## EXERCISE REQUIREMENTS:
Copy all lines below exactly as written. Leave pictures out.
────────
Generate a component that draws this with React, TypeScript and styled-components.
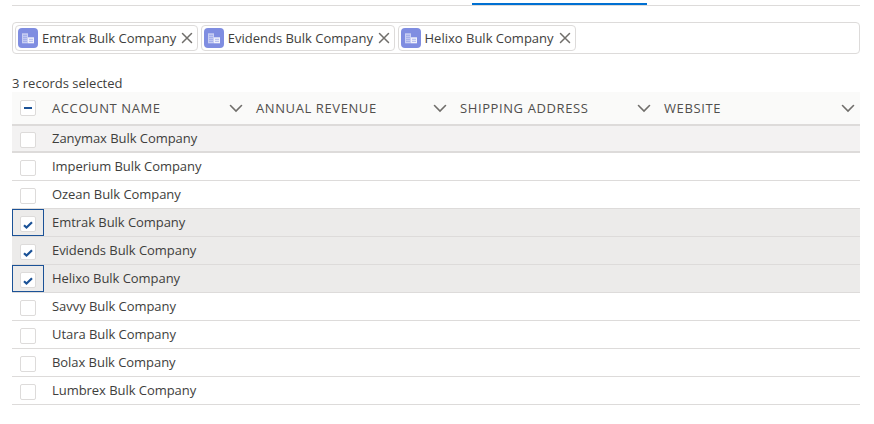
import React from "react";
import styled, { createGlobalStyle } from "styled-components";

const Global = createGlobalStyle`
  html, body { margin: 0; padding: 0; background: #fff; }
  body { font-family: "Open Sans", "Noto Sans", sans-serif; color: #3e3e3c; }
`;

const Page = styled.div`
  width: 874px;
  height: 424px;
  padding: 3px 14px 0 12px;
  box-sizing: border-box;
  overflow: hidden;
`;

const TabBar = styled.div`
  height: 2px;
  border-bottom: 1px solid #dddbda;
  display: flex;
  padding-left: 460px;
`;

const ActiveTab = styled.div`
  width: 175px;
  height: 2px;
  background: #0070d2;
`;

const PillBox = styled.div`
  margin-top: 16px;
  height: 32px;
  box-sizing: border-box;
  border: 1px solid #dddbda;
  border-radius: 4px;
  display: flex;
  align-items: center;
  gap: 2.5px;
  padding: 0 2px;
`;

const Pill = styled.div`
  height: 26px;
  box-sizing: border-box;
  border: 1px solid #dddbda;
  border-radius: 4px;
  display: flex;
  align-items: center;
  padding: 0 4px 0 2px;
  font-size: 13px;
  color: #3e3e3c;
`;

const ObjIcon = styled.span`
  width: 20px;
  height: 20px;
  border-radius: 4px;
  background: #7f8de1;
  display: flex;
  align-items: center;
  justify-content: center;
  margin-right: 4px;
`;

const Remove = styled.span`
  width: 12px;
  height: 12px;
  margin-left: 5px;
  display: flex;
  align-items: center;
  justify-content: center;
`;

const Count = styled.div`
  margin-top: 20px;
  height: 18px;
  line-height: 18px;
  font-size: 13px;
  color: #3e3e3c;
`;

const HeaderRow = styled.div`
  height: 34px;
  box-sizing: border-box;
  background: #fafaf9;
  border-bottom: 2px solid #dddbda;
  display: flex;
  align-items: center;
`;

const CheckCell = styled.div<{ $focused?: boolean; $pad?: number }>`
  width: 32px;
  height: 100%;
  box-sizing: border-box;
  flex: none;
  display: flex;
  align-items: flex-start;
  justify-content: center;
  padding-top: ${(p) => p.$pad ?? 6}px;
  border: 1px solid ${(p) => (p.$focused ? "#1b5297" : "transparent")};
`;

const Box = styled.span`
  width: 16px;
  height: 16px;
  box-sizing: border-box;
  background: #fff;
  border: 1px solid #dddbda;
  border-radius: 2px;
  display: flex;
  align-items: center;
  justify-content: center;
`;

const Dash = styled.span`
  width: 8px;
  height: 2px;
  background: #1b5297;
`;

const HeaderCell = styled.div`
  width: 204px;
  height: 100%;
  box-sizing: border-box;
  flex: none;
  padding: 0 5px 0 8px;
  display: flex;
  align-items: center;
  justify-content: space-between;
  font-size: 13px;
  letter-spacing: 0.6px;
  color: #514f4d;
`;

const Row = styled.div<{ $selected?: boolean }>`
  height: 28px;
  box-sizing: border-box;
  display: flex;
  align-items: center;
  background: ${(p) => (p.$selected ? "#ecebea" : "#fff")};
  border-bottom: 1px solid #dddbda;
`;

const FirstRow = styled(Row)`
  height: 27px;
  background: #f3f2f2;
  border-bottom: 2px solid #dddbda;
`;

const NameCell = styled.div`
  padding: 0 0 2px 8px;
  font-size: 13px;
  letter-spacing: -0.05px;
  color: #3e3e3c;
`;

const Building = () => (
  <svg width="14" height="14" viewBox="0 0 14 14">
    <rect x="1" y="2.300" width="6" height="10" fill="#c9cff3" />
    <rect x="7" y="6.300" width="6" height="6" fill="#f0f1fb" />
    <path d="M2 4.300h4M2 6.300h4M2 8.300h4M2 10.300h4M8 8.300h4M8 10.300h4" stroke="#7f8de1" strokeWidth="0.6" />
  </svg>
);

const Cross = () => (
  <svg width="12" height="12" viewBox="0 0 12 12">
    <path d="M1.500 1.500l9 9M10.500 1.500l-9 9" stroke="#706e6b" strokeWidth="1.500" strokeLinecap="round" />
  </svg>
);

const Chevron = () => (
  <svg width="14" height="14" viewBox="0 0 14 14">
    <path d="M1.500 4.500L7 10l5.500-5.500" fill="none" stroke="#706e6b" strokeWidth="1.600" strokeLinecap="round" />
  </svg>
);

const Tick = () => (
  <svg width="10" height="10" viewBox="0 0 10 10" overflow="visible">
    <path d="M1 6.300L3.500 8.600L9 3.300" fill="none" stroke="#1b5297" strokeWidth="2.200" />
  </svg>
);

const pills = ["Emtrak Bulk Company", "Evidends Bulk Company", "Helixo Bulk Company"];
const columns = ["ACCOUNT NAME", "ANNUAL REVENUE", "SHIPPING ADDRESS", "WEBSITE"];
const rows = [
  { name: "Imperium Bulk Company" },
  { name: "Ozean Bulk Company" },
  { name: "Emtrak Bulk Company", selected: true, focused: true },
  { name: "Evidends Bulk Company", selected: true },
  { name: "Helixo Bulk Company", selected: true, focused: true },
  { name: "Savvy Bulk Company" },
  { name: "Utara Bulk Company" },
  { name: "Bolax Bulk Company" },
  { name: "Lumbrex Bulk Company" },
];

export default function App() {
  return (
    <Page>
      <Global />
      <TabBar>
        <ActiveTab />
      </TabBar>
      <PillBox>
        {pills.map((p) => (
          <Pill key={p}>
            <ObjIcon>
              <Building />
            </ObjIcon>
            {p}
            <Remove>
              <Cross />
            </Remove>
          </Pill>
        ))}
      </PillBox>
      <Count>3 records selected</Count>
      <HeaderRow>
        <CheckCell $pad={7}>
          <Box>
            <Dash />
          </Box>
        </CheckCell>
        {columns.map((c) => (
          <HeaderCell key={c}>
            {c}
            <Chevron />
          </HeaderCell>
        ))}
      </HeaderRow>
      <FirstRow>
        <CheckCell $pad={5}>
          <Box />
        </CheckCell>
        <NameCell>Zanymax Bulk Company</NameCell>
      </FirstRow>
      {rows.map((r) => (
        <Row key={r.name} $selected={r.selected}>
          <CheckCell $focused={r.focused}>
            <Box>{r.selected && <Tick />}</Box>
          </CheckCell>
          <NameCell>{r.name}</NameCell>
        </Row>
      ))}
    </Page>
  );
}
────────
## COMPLETED EXERCISE:
Generate a component that draws this with React, TypeScript and styled-components.
import React from "react";
import styled, { createGlobalStyle } from "styled-components";

const Global = createGlobalStyle`
  html, body { margin: 0; padding: 0; background: #fff; }
  body { font-family: "Open Sans", "Noto Sans", sans-serif; color: #3e3e3c; }
`;

const Page = styled.div`
  width: 874px;
  height: 424px;
  padding: 3px 14px 0 12px;
  box-sizing: border-box;
  overflow: hidden;
`;

const TabBar = styled.div`
  height: 2px;
  border-bottom: 1px solid #dddbda;
  display: flex;
  padding-left: 460px;
`;

const ActiveTab = styled.div`
  width: 175px;
  height: 2px;
  background: #0070d2;
`;

const PillBox = styled.div`
  margin-top: 16px;
  height: 32px;
  box-sizing: border-box;
  border: 1px solid #dddbda;
  border-radius: 4px;
  display: flex;
  align-items: center;
  gap: 2.5px;
  padding: 0 2px;
`;

const Pill = styled.div`
  height: 26px;
  box-sizing: border-box;
  border: 1px solid #dddbda;
  border-radius: 4px;
  display: flex;
  align-items: center;
  padding: 0 4px 0 2px;
  font-size: 13px;
  color: #3e3e3c;
`;

const ObjIcon = styled.span`
  width: 20px;
  height: 20px;
  border-radius: 4px;
  background: #7f8de1;
  display: flex;
  align-items: center;
  justify-content: center;
  margin-right: 4px;
`;

const Remove = styled.span`
  width: 12px;
  height: 12px;
  margin-left: 5px;
  display: flex;
  align-items: center;
  justify-content: center;
`;

const Count = styled.div`
  margin-top: 20px;
  height: 18px;
  line-height: 18px;
  font-size: 13px;
  color: #3e3e3c;
`;

const HeaderRow = styled.div`
  height: 34px;
  box-sizing: border-box;
  background: #fafaf9;
  border-bottom: 2px solid #dddbda;
  display: flex;
  align-items: center;
`;

const CheckCell = styled.div<{ $focused?: boolean; $pad?: number }>`
  width: 32px;
  height: 100%;
  box-sizing: border-box;
  flex: none;
  display: flex;
  align-items: flex-start;
  justify-content: center;
  padding-top: ${(p) => p.$pad ?? 6}px;
  border: 1px solid ${(p) => (p.$focused ? "#1b5297" : "transparent")};
`;

const Box = styled.span`
  width: 16px;
  height: 16px;
  box-sizing: border-box;
  background: #fff;
  border: 1px solid #dddbda;
  border-radius: 2px;
  display: flex;
  align-items: center;
  justify-content: center;
`;

const Dash = styled.span`
  width: 8px;
  height: 2px;
  background: #1b5297;
`;

const HeaderCell = styled.div`
  width: 204px;
  height: 100%;
  box-sizing: border-box;
  flex: none;
  padding: 0 5px 0 8px;
  display: flex;
  align-items: center;
  justify-content: space-between;
  font-size: 13px;
  letter-spacing: 0.6px;
  color: #514f4d;
`;

const Row = styled.div<{ $selected?: boolean }>`
  height: 28px;
  box-sizing: border-box;
  display: flex;
  align-items: center;
  background: ${(p) => (p.$selected ? "#ecebea" : "#fff")};
  border-bottom: 1px solid #dddbda;
`;

const FirstRow = styled(Row)`
  height: 27px;
  background: #f3f2f2;
  border-bottom: 2px solid #dddbda;
`;

const NameCell = styled.div`
  padding: 0 0 2px 8px;
  font-size: 13px;
  letter-spacing: -0.05px;
  color: #3e3e3c;
`;

const Building = () => (
  <svg width="14" height="14" viewBox="0 0 14 14">
    <rect x="1" y="2.300" width="6" height="10" fill="#c9cff3" />
    <rect x="7" y="6.300" width="6" height="6" fill="#f0f1fb" />
    <path d="M2 4.300h4M2 6.300h4M2 8.300h4M2 10.300h4M8 8.300h4M8 10.300h4" stroke="#7f8de1" strokeWidth="0.6" />
  </svg>
);

const Cross = () => (
  <svg width="12" height="12" viewBox="0 0 12 12">
    <path d="M1.500 1.500l9 9M10.500 1.500l-9 9" stroke="#706e6b" strokeWidth="1.500" strokeLinecap="round" />
  </svg>
);

const Chevron = () => (
  <svg width="14" height="14" viewBox="0 0 14 14">
    <path d="M1.500 4.500L7 10l5.500-5.500" fill="none" stroke="#706e6b" strokeWidth="1.600" strokeLinecap="round" />
  </svg>
);

const Tick = () => (
  <svg width="10" height="10" viewBox="0 0 10 10" overflow="visible">
    <path d="M1 6.300L3.500 8.600L9 3.300" fill="none" stroke="#1b5297" strokeWidth="2.200" />
  </svg>
);

const pills = ["Emtrak Bulk Company", "Evidends Bulk Company", "Helixo Bulk Company"];
const columns = ["ACCOUNT NAME", "ANNUAL REVENUE", "SHIPPING ADDRESS", "WEBSITE"];
const rows = [
  { name: "Imperium Bulk Company" },
  { name: "Ozean Bulk Company" },
  { name: "Emtrak Bulk Company", selected: true, focused: true },
  { name: "Evidends Bulk Company", selected: true },
  { name: "Helixo Bulk Company", selected: true, focused: true },
  { name: "Savvy Bulk Company" },
  { name: "Utara Bulk Company" },
  { name: "Bolax Bulk Company" },
  { name: "Lumbrex Bulk Company" },
];

export default function App() {
  return (
    <Page>
      <Global />
      <TabBar>
        <ActiveTab />
      </TabBar>
      <PillBox>
        {pills.map((p) => (
          <Pill key={p}>
            <ObjIcon>
              <Building />
            </ObjIcon>
            {p}
            <Remove>
              <Cross />
            </Remove>
          </Pill>
        ))}
      </PillBox>
      <Count>3 records selected</Count>
      <HeaderRow>
        <CheckCell $pad={7}>
          <Box>
            <Dash />
          </Box>
        </CheckCell>
        {columns.map((c) => (
          <HeaderCell key={c}>
            {c}
            <Chevron />
          </HeaderCell>
        ))}
      </HeaderRow>
      <FirstRow>
        <CheckCell $pad={5}>
          <Box />
        </CheckCell>
        <NameCell>Zanymax Bulk Company</NameCell>
      </FirstRow>
      {rows.map((r) => (
        <Row key={r.name} $selected={r.selected}>
          <CheckCell $focused={r.focused}>
            <Box>{r.selected && <Tick />}</Box>
          </CheckCell>
          <NameCell>{r.name}</NameCell>
        </Row>
      ))}
    </Page>
  );
}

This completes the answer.